The federally-recognized tribes were given a head start on locating a casino in the southeastern part of the state by the new Expanded Gaming Act, which authorized one slot parlor and up to three resort casinos. The casino set aside for Southeastern Massachusetts will be presented to a tribe if, by July 31, it is able to obtain property, hold a referendum in the host community, negotiate a compact with the governor and have it approved by the Legis­lature and convince the State Gaming Commission that the land can be taken into trust by the federal government. If those terms are not met, the commission would be free to seek

The more aggressive Mashpees are much further along in the process, already having begun negotiations for a compact, which determines the conditions under which the casino can operate, and worked out an Intergovernmental Agreement that would give Taunton $33 million in upfront costs and up to $13 million a year as mitigation for hosting the casino. The City Council debated the agreement for four hours last week but did not vote on it.

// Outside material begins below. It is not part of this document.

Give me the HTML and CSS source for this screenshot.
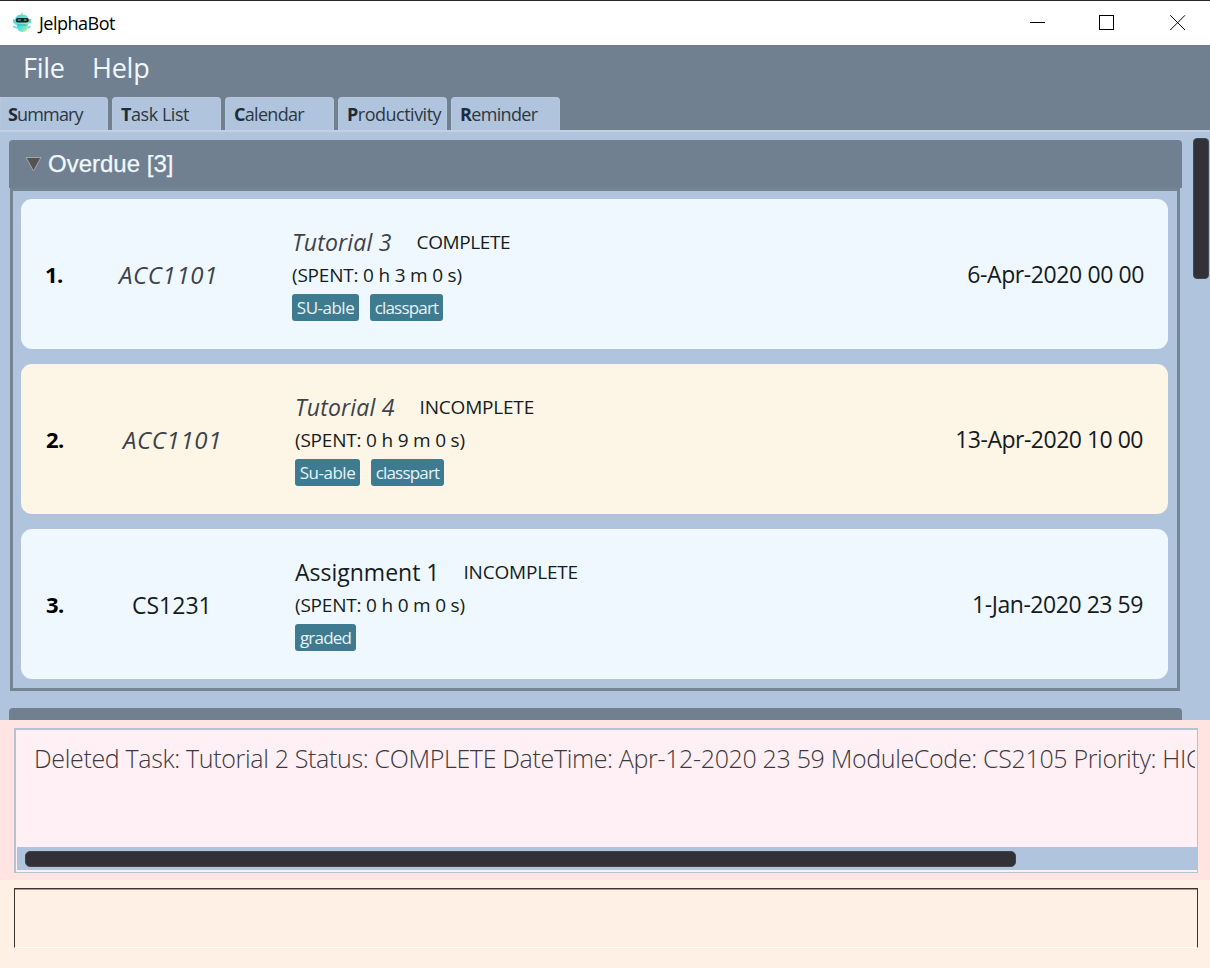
FILE: index.html
```html
<!DOCTYPE html>
<html lang="en">
<head>
<meta charset="utf-8">
<title>JelphaBot</title>
<link rel="stylesheet" href="styles.css">
</head>
<body>
<div class="window">
  <header class="titlebar">
    <svg class="logo" viewBox="0 0 20 23" width="20" height="23">
      <defs>
        <linearGradient id="bot" x1="0" y1="0" x2="1" y2="0.7">
          <stop offset="0" stop-color="#43cfe2"/>
          <stop offset="0.55" stop-color="#62e2cf"/>
          <stop offset="1" stop-color="#a9ef9d"/>
        </linearGradient>
      </defs>
      <path d="M9.200 1.500h1.600v3H9.200z" fill="#b6ed9a"/>
      <path d="M3 10c0-4.500 3-6.500 7-6.500s7 2 7 6.500v3.500H3z" fill="url(#bot)"/>
      <path d="M.8 8.500h2.400v4H1.500zM17 8h2v4h-2z" fill="#55d5dc"/>
      <rect x="3.800" y="7" width="13" height="4.600" rx="2" fill="#14242b"/>
      <path d="M5.800 9h3M12 9h2.500" stroke="#a8c4c8" stroke-width="1"/>
      <path d="M4.500 13h11.500c0 5-2 8-5.500 8s-6-3-6-8z" fill="url(#bot)"/>
      <path d="M1 15.500l4 1.500M15.500 17l3-1.500" stroke="#62dbe2" stroke-width="1.500"/>
      <path d="M5.500 14h9" stroke="#2cb5c8" stroke-width="1"/>
    </svg>
    <span class="app-name">JelphaBot</span>
    <svg class="controls" viewBox="0 0 156 16" width="156" height="16" fill="none" stroke="#000" stroke-width="1">
      <path d="M0 7.500h15"/>
      <rect x="69.500" y="0.500" width="14" height="14"/>
      <path d="M140.300 .3l14.700 14.700M155 .3L140.300 15"/>
    </svg>
  </header>
  <nav class="menubar"><span class="menu-file">File</span><span class="menu-help">Help</span></nav>
  <nav class="tabs">
    <div class="tab tab-first"><span class="t-summary"><b>S</b>ummary</span></div>
    <div class="tab"><span class="t-tasks"><b>T</b>ask List</span></div>
    <div class="tab"><span class="t-calendar"><b>C</b>alendar</span></div>
    <div class="tab"><span class="t-productivity"><b>P</b>roductivity</span></div>
    <div class="tab"><span class="t-reminder"><b>R</b>eminder</span></div>
  </nav>
  <main class="content">
    <div class="panels">
      <section class="panel">
        <h2 class="panel-head">
          <svg class="arrow" viewBox="0 0 17 16" width="17" height="16"><path d="M1 1.500h15L8.500 15z" fill="#555453" stroke="#a2a6a9" stroke-width="1"/></svg>
          <span>Overdue [3]</span>
        </h2>
        <div class="panel-body">
          <article class="card card-shift">
            <div class="num">1.</div>
            <div class="code low">ACC1101</div>
            <div class="info">
              <div class="line"><span class="title low">Tutorial 3</span><span class="status done">COMPLETE</span></div>
              <div class="spent">(SPENT: 0 h 3 m 0 s)</div>
              <div class="tags"><span class="tag w67">SU-able</span><span class="tag w73">classpart</span></div>
            </div>
            <time class="date">6-Apr-2020 00 00</time>
          </article>
          <article class="card card-cream">
            <div class="num">2.</div>
            <div class="code low">ACC1101</div>
            <div class="info">
              <div class="line"><span class="title low">Tutorial 4</span><span class="status">INCOMPLETE</span></div>
              <div class="spent">(SPENT: 0 h 9 m 0 s)</div>
              <div class="tags"><span class="tag w65">Su-able</span><span class="tag w73">classpart</span></div>
            </div>
            <time class="date">13-Apr-2020 10 00</time>
          </article>
          <article class="card">
            <div class="num">3.</div>
            <div class="code">CS1231</div>
            <div class="info">
              <div class="line"><span class="title">Assignment 1</span><span class="status">INCOMPLETE</span></div>
              <div class="spent">(SPENT: 0 h 0 m 0 s)</div>
              <div class="tags"><span class="tag w61">graded</span></div>
            </div>
            <time class="date">1-Jan-2020 23 59</time>
          </article>
        </div>
      </section>
      <div class="next-head"></div>
    </div>
    <div class="vbar"><div class="vthumb"></div></div>
  </main>
  <section class="result">
    <div class="result-box">
      <div class="message"><span>Deleted Task: Tutorial 2 Status: COMPLETE DateTime: Apr-12-2020 23 59 ModuleCode: CS2105 Priority: HIG</span></div>
      <div class="hbar"><div class="hthumb"></div></div>
    </div>
  </section>
  <footer class="command"><div class="command-input"></div></footer>
</div>
</body>
</html>
```
FILE: styles.css
```css
* { box-sizing: border-box; }
body { margin: 0; font-family: "Open Sans", "Noto Sans", sans-serif; }
.window { width: 1210px; height: 968px; overflow: hidden; display: flex; flex-direction: column; background: #fff0e6; white-space: nowrap; }
.titlebar { height: 45px; background: #fff; border-top: 1px solid #2a2226; display: flex; align-items: flex-start; padding-left: 12px; flex: none; }
.logo { margin-top: 10px; }
.app-name { margin: 9px 0 0 7px; font-size: 18px; line-height: 26px; letter-spacing: -0.5px; color: #000; }
.controls { margin: 14px 24px 0 auto; }
.menubar { height: 52px; flex: none; background: #708090; color: #f0f8ff; font-size: 27px; line-height: 46px; padding-left: 23px; display: flex; gap: 27px; letter-spacing: -0.25px; }
.menu-file { width: 42px; }
.tabs { height: 33px; flex: none; background: #708090; display: flex; gap: 4px; }
.tab { width: 109px; height: 33px; background: #b0c4de; border-radius: 4px 4px 0 0; border: 1px solid #b8c8dc; border-bottom: 0; padding-left: 8px; font-size: 18px; line-height: 32px; color: #2d3742; }
.tab-first { width: 108px; padding-left: 7px; border-top-left-radius: 0; }
.tab b { font-weight: 700; color: #202b36; }
.t-summary { letter-spacing: -0.85px; }
.t-tasks { letter-spacing: -0.45px; }
.t-calendar { letter-spacing: -0.7px; }
.t-productivity { letter-spacing: -0.5px; }
.t-reminder { letter-spacing: -0.65px; }
.content { height: 590px; flex: none; background: #b0c4de; border-top: 2px solid #c3d0de; display: flex; overflow: hidden; }
.panels { width: 1183px; padding: 8px 0 0 9px; }
.panel { width: 1173px; }
.panel-head { margin: 0; height: 48px; background: #708090; border-radius: 4px 4px 0 0; display: flex; align-items: center; padding: 0 0 0 16px; gap: 6px; font: 400 24px/50px "Liberation Sans", Arial, sans-serif; color: #f0f8ff; -webkit-text-stroke: 0.25px #f0f8ff; }
.panel-body { margin-left: 1px; border: 3px solid #748593; padding: 8px 9px 8px 8px; display: flex; flex-direction: column; gap: 15px; height: 503px; width: 1170px; }
.card { height: 150px; flex: none; background: #f0f8ff; border-radius: 11px; display: flex; align-items: center; padding: 0 25px 0 24px; color: #151b20; }
.card-cream { background: #fdf5e6; }
.num { width: 54px; font-size: 22px; font-weight: 700; letter-spacing: -0.6px; color: #000; line-height: 30px; padding-left: 1px; }
.card-shift .num { padding-left: 0; }
.code { width: 196px; padding-left: 33px; font-size: 23px; line-height: 30px; margin-top: 1px; }
.low { font-style: italic; color: #3c4248; }
.code.low { padding-left: 24px; font-size: 24px; letter-spacing: 0.65px; }
.card-shift .code.low { padding-left: 20px; width: 193px; }
.info { width: 400px; margin-top: -2px; }
.line { display: flex; align-items: center; height: 34px; gap: 24px; }
.title { font-size: 23px; }
.title.low { letter-spacing: 0.2px; margin-right: 1px; }
.card-shift .title.low { margin-right: 1px; }
.status, .spent { font-size: 19px; letter-spacing: -0.2px; }
.status.done { letter-spacing: -0.4px; }
.spent { height: 35px; line-height: 32px; }
.tags { display: flex; gap: 11px; }
.tag { height: 27px; border-radius: 3px; background: #3e7b91; color: #e8f3f7; font-size: 17px; line-height: 27px; text-align: center; letter-spacing: -0.5px; }
.w61, .w73 { letter-spacing: -0.8px; }
.w61 { width: 61px; } .w65 { width: 65px; } .w67 { width: 67px; } .w73 { width: 73px; }
.date { margin-left: auto; font-size: 23px; line-height: 30px; letter-spacing: -0.45px; }
.card-shift .date { margin-right: -1px; letter-spacing: -0.4px; }
.card-cream .date { letter-spacing: -0.5px; }
.next-head { width: 1173px; height: 20px; margin-top: 17px; background: #708090; border-radius: 4px 4px 0 0; }
.vbar { padding: 6px 0 0 10px; }
.vthumb { width: 16px; height: 141px; border-radius: 4px; background: #323137; border: 1px solid #454850; }
.result { height: 160px; flex: none; background: #ffe4e1; padding: 8px 12px 8px 14px; }
.result-box { height: 145px; border: 2px solid #b5c3d2; border-right-width: 1px; border-bottom-width: 1px; background: #fff0f5; display: flex; flex-direction: column; }
.message { height: 117px; overflow: hidden; padding-left: 18px; margin-right: 2px; font-size: 25px; font-weight: 300; line-height: 56px; letter-spacing: -0.34px; color: #3c393d; }
.hbar { height: 23px; margin-left: 1px; padding: 4px 0 0 8px; background: #b0c4de; }
.hthumb { width: 991px; height: 16px; border-radius: 5px; background: #323137; border: 1px solid #42444c; }
.command { height: 88px; padding: 8px 12px 0 14px; background: #fff0e6; }
.command-input { height: 60px; border: 1px solid #3a3230; border-bottom: 1px solid #fffdfa; box-shadow: inset 0 1px #a39a94; }
```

The Aquinnah have not yet begun talks with the governor, but that's not the tribe's fault. It has asked the governor to negotiate a compact for the Freetown-Lakeville site but the state so far has refused, claiming the tribe gave up its gaming rights in a 1987 land agreement.

The tribe is threatening to take the issue to federal court if the governor refuses to negoti­ate.
It wouldn't be the first lawsuit on this issue.

New York-based KG Urban Enterprises, which hopes to build a commercial casino at the site of the abandoned Cannon Street power plant in New Bedford, filed suit in federal court to have the tribal preference stricken from the law, but the suit was dismissed on Feb. 17. A hearing on KG's appeal is scheduled for June 7.